I will send you the mlag switch command results via PM now.

Hi Phil,

Sorry for the wrong command, please use this one:

show spanning-tree

I looked at the output of mlag, it looks good to me. Please monitor the stats of concerned ports and see how it works.

Ok thanks. I’ll pm you the spanning-tree results now.
After 24 hours, we’re still seeing high levels of rx discards on the three VMWare Proliant mgmt ports and high tx pause packets on the mlag ports and the Windows Proliant server.

Hi Phil,

I think it’s reasonable to see TX pause on the ports when they receive high volume of traffic and can’t forward it out to other ports.

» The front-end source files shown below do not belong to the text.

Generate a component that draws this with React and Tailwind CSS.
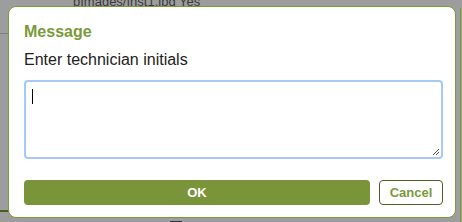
import React from "react";

export default function App() {
  return (
    <div className="relative w-[462px] h-[222px] overflow-hidden bg-[#9d9d9d]" style={{ fontFamily: '"Liberation Sans", Arial, sans-serif' }}>
      {/* background page content under the modal overlay */}
      <div className="absolute left-[73px] top-[-6px] text-[13px] leading-[15px] text-[#3a3a3a]">pImages/Inst1.jpg Yes</div>
      <div className="absolute left-0 top-[33px] w-[10px] h-px bg-[#7d7d7d]" />
      <div className="absolute left-0 top-[210px] w-[10px] h-[2px] bg-[#4b5a26]" />
      <div className="absolute right-[1px] top-[8px] bottom-0 w-px bg-[#7a9a3a]" />
      <div className="absolute left-[170px] top-[221px] w-[12px] h-px bg-[#333]" />

      {/* dialog */}
      <div className="absolute left-[8px] top-[6px] w-[448px] h-[212px] bg-white border border-[#7a9a3a] rounded-[8px] pl-[15px] pr-[10px] pt-[15px] flex flex-col">
        <div className="text-[16px] font-bold text-[#7a9a3a] leading-[20px]">Message</div>
        <div className="mt-[8px] text-[16px] text-[#222] leading-[20px]">Enter technician initials</div>
        <div className="mt-[10px] w-[419px] h-[79px] shrink-0 border-2 border-[#a6c8fa] rounded-[4px] relative">
          <div className="absolute left-[6px] top-[7px] w-px h-[15px] bg-black" />
          <svg className="absolute right-[1px] bottom-[1px]" width="8" height="8" viewBox="0 0 8 8">
            <path d="M7 1 L1 7 M7 4 L4 7" stroke="#555" strokeWidth="1" fill="none" />
          </svg>
        </div>
        <div className="mt-[21px] flex gap-[9px]">
          <button className="w-[346px] h-[25px] shrink-0 rounded-[4px] bg-[#7a943a] text-white text-[13px] font-bold">OK</button>
          <button className="w-[64px] h-[25px] shrink-0 rounded-[4px] bg-white border border-[#4e5e28] text-[#7a9a3a] text-[13px] font-bold">Cancel</button>
        </div>
      </div>
    </div>
  );
}
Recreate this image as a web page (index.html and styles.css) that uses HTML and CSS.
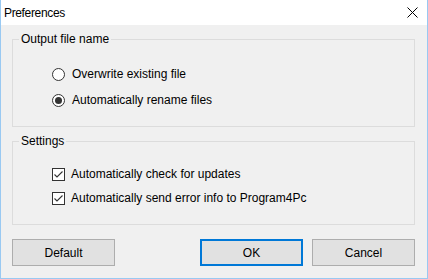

Here we have two 1G ports connected to HP 2530 switch, so there will be congestion when the traffic flow originates from servers connected via 10G ports to any device under HP 2530 switch. The SN2010 switches will send pause frames to these servers in such scenario asking the servers to hold the traffic, and the servers should react to these pause frames by reducing the traffic rate until it stops receiving the pause frames.
In this way the SN2010 switches is supposed to not see any RX discard packets. So I would suggest you check the flow control config on the server side. thanks.

Hi Phil,

Just want to follow up if you are able to check the flow control config on the server side. thanks.

Hi Joey

Since enable flow control on all esxi ports, we’re seeing much less pause/discard packets. Thanks for all your help.

Hi Phil,

Good to hear that. Feel free to reach out to us if you have any other questions. thanks.